Here’s my ten cents on this. Pink is a vibe, a choice, and a mood like so many other colors. To me, it means I’m just shy of red but just as bold, confident, and fiery. Traditionally associated with femininity, pink has a rich history that weaves through art, fashion, and societal expectations. I found that out when I dug into Pink’s past.


The History of ‘Pink’


Back in the 18th century, if the paintings by masters were anything to go by, pastel colors, including pink, became fashionable in Europe. In fact, some historical accounts suggest that pink was often associated with young boys, as it was considered a lighter shade of the traditionally masculine red. The shift in the association of pink with femininity began in the early 20th century. In the 1920s, there was a noticeable shift in the marketing and fashion industries. An article from Earnshaw's Infants' Department in June 1918 states: "The generally accepted rule is pink for the boys, and blue for the girls. The reason is that pink, being a more decided and stronger color, is more suitable for the boy, while blue, which is more delicate and dainty, is prettier for the girl."

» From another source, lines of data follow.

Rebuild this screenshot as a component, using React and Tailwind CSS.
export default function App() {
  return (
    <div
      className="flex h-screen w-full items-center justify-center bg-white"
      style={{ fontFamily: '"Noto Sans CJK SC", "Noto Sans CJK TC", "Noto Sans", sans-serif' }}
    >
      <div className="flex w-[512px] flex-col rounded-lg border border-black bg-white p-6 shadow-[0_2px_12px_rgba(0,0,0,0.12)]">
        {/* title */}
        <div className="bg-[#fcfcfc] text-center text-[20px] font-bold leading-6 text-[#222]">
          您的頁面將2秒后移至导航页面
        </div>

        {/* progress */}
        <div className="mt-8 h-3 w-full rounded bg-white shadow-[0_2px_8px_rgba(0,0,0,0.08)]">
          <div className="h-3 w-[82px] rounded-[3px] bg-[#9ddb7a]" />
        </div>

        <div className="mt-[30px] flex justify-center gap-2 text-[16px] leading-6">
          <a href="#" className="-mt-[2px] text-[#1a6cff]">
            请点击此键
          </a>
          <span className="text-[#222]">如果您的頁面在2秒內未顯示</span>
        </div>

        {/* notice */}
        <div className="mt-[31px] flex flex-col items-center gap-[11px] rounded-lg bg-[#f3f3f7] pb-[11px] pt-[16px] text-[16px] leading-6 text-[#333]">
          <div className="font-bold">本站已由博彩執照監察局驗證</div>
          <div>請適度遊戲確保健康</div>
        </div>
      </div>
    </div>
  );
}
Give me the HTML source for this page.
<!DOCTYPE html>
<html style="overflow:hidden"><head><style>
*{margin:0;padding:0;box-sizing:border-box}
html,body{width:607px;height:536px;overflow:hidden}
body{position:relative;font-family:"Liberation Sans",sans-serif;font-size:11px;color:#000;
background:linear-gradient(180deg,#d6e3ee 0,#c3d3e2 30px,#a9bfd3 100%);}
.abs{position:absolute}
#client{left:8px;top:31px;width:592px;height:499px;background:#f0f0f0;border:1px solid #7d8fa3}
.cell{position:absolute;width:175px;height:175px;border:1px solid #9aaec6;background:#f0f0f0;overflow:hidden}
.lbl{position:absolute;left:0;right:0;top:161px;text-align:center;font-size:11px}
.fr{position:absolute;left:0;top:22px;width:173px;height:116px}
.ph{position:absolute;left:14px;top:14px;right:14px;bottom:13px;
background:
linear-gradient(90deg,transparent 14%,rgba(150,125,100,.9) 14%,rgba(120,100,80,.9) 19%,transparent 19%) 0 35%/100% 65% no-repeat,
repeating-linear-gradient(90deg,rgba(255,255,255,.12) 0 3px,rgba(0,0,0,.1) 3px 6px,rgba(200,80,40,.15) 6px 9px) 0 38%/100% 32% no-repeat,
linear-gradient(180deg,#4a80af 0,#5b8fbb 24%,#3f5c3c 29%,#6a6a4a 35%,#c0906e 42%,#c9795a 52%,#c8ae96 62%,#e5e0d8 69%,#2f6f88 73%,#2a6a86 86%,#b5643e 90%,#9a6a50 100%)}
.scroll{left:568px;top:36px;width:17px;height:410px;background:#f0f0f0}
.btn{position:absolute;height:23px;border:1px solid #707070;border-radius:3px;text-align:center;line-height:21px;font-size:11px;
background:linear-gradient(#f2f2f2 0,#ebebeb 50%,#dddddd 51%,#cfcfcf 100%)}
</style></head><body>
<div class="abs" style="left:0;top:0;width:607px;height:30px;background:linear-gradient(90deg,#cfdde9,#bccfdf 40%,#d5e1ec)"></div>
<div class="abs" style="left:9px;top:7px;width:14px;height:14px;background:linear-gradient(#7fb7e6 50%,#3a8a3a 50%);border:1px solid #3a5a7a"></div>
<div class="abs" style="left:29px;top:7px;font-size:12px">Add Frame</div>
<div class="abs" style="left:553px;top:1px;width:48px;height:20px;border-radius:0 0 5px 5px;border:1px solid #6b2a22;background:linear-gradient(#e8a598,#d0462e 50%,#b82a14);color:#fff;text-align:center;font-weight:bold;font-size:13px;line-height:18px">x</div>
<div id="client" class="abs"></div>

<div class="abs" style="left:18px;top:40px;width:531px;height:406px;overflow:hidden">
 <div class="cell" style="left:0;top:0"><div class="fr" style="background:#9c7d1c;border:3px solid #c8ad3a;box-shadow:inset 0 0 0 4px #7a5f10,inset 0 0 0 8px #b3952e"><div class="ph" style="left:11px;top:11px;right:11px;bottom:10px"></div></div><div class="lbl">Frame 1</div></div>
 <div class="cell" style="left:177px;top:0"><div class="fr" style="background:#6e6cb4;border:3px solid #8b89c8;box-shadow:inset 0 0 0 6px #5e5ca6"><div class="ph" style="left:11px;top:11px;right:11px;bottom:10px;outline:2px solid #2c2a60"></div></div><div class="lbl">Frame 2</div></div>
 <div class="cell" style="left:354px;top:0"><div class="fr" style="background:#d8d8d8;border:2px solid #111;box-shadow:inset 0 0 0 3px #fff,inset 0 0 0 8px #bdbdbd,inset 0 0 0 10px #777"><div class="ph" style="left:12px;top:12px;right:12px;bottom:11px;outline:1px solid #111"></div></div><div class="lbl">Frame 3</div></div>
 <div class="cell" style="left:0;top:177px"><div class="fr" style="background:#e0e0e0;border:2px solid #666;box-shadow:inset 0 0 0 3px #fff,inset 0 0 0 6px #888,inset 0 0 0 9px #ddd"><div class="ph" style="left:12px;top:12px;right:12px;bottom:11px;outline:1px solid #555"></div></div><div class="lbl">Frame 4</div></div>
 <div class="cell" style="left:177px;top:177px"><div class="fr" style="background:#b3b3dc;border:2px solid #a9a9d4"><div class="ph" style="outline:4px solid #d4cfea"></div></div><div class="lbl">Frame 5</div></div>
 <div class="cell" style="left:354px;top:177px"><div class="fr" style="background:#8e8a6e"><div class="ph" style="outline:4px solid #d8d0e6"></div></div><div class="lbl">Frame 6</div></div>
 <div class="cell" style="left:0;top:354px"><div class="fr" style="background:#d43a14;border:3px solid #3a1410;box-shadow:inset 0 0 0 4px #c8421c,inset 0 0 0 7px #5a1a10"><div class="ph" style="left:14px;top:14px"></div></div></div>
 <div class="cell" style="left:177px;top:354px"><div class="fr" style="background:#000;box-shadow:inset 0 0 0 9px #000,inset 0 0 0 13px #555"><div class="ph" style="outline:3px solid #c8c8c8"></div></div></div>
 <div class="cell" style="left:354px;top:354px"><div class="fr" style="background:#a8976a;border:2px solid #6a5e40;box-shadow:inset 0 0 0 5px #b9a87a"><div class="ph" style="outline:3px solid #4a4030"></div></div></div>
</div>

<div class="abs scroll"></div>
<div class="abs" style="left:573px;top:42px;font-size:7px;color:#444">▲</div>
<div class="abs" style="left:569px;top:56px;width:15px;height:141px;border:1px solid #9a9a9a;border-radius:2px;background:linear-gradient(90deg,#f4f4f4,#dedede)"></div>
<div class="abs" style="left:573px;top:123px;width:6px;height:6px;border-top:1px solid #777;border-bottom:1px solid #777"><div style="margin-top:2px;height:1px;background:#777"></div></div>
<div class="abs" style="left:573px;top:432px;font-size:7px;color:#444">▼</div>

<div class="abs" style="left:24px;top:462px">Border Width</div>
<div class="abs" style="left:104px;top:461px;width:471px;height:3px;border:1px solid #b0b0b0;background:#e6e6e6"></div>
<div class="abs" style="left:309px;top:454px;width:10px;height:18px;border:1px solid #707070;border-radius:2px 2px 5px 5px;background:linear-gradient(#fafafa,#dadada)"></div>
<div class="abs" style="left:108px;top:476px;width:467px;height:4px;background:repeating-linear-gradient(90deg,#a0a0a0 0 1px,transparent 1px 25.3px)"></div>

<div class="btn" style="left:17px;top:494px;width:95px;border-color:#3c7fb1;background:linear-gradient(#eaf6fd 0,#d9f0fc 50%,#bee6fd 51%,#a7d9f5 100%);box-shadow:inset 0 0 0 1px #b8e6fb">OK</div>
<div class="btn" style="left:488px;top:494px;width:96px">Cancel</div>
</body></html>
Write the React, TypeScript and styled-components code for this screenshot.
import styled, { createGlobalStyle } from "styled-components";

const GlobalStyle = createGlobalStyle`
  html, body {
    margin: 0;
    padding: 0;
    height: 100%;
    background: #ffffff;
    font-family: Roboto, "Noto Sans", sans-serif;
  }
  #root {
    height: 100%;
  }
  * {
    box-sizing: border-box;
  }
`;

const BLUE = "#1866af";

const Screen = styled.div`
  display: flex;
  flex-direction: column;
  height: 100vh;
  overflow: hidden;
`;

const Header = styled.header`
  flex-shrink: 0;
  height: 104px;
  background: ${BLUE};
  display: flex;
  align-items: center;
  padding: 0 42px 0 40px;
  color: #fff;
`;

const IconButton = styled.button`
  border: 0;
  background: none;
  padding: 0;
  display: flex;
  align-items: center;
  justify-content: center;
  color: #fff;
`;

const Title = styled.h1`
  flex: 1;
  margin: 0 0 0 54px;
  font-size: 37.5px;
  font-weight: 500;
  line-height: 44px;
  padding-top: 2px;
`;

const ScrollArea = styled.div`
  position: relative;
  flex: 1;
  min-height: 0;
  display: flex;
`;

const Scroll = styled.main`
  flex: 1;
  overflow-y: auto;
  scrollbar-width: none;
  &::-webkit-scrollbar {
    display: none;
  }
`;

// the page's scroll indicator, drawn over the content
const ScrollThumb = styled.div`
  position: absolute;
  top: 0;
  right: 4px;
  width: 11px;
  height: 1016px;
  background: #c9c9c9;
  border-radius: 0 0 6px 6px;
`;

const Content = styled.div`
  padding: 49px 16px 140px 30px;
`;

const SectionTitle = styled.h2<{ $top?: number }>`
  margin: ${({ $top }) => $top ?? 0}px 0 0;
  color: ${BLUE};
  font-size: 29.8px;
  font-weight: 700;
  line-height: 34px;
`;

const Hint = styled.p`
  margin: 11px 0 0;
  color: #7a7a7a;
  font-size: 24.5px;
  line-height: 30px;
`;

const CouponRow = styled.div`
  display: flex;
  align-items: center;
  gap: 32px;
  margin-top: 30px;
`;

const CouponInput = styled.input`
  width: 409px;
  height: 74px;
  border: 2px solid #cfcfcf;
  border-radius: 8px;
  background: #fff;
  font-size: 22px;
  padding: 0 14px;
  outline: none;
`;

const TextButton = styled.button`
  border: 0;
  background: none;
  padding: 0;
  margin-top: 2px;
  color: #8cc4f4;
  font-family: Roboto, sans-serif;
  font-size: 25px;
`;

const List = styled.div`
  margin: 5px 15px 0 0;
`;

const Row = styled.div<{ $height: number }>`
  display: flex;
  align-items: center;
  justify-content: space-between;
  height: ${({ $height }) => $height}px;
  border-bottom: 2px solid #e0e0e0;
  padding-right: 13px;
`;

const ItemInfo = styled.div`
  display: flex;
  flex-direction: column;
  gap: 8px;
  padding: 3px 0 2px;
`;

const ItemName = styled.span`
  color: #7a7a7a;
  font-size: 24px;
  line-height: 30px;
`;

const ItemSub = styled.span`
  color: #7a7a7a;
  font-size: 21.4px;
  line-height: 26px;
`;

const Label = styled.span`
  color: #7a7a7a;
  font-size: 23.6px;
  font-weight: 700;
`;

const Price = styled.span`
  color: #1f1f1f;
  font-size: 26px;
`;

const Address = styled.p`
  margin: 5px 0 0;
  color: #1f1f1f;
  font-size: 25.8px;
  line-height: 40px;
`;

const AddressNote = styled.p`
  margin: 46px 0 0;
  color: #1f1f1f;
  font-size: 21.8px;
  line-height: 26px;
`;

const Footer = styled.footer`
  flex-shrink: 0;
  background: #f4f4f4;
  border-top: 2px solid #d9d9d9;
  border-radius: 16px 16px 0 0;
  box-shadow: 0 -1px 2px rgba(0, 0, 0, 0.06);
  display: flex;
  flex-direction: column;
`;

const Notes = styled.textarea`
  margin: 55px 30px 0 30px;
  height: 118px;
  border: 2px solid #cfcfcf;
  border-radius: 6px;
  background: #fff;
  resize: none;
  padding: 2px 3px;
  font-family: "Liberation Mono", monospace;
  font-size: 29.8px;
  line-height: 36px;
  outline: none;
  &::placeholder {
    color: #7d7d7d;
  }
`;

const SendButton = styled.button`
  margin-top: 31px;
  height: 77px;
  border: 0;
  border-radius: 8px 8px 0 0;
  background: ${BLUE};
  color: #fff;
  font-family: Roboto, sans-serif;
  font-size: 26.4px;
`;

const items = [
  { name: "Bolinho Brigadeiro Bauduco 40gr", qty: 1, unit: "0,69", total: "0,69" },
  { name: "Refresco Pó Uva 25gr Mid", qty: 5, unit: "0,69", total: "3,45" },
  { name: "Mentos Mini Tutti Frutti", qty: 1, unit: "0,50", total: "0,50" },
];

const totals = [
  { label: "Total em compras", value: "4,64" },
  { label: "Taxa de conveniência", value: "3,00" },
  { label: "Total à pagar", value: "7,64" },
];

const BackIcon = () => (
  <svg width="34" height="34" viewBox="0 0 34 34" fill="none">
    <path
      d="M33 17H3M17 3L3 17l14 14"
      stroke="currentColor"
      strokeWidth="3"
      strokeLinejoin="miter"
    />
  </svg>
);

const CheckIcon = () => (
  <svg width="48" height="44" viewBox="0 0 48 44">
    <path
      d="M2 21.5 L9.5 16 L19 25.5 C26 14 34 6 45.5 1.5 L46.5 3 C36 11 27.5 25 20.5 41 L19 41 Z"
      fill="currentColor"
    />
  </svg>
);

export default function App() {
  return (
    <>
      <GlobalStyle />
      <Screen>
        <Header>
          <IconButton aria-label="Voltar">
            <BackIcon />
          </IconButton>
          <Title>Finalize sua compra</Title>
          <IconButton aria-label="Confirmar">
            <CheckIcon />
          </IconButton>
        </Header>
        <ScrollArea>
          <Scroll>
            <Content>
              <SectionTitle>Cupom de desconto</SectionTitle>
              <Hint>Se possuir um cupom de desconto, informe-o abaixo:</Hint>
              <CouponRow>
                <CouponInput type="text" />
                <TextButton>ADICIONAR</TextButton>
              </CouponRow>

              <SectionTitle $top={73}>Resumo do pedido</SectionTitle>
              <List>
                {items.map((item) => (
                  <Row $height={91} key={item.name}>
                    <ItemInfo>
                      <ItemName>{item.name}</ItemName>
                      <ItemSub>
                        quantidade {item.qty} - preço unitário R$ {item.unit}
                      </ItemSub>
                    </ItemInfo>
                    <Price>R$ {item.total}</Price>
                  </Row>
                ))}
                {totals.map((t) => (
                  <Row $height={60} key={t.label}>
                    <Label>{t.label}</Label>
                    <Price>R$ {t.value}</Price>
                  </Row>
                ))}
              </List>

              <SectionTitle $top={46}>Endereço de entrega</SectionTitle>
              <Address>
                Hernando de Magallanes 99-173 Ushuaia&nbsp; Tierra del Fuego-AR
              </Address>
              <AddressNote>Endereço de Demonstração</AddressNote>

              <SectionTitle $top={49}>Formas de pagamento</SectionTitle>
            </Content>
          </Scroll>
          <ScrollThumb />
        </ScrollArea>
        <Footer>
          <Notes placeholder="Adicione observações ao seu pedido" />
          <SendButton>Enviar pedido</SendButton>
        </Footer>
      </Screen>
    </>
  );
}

So, about a century ago, Americans thought the complete opposite of Barbie’s world (she came out in 1959.) A historian from Maryland University, Jo B. Paoletti, has been studying this and has even published a book ‘Pink and Blue – Telling the Boys from the Girls in America’ on Amazon in the early 2010s. For centuries, children wore pretty little white dresses when they were around 6. “What was once a matter of practicality—you dress your baby in white dresses and diapers; white cotton can be bleached—became a matter of ‘Oh my God, if I dress my baby in the wrong thing, they’ll grow up perverted,” Paoletti says. So, it wasn’t until World War 1 and the 1940s that pink became too ‘girly’ for boys. With Barbie came a tsunami of pink. Everything Barbie touched turned pink—her car, dream house, and even bubblegum. Pink became the unofficial anthem of girlhood, and the color divide was etched in stone. But on a lighter note, even Barbie went race car crazy and surprisingly, she's not all pink.



race car Barbie


The psychology of ‘Pink’


Psychologists associate pink with qualities like compassion, love, and tranquility. That’s why it’s important to remember these associations are socially constructed and can vary across cultures and time. Research by Dr. Alexander Schauss, director of the American Institute for Biosocial Research in Washington, has suggested that exposure to the color pink can calm the nerves and soothe aggression and disorder.


Where ‘Pink’ stands now


The fashion industry has played a substantial role in breaking down color norms. Designers like Gucci, Ralph Lauren, YSL, Hermes, and Louis Vuitton are increasingly embracing gender-neutral clothing lines, and pink is being redefined as a shade for everyone, irrespective of gender. High-profile male figures like these gorgeous race car drivers above have been spotted rocking pink outfits, challenging the notion that certain colors are reserved for a specific gender.


Acknowledging that color preferences, like all personal preferences, should be free from societal constraints is a positive step toward dismantling outdated gender norms. And just so we’re clear, I’m not talking about gender fluidity; I’m talking about gender preferences to color.

man wearing pink clothes with pink cars, ralph lauren

In today's world, pink is shedding its one-dimensional reputation. Fashion is breaking free from the shackles of gender norms, and pink is in. Straight, completely hot men are rocking it. Check out this Ralph Lauren yumminess.


The revolution is real, folks. Pink is no longer about conforming; it’s about expressing yourself authentically. It’s not about being ‘girly’ or ‘feminine’ or ‘gay.’ In a world that's finally waking up to the beauty of diversity, pink is taking its place as a symbol of individuality and freedom. Pink, the OG rebel hue, has come a long way from its days as a one-dimensional stereotype. Today it joins bad boys like red, black, camo. It symbolizes being unafraid, expressing yourself authentically, and embracing the kaleidoscope of colors our world has to offer.


So, yeah. My bad boy race car driver will be sporting some pink and breaking hearts left and right.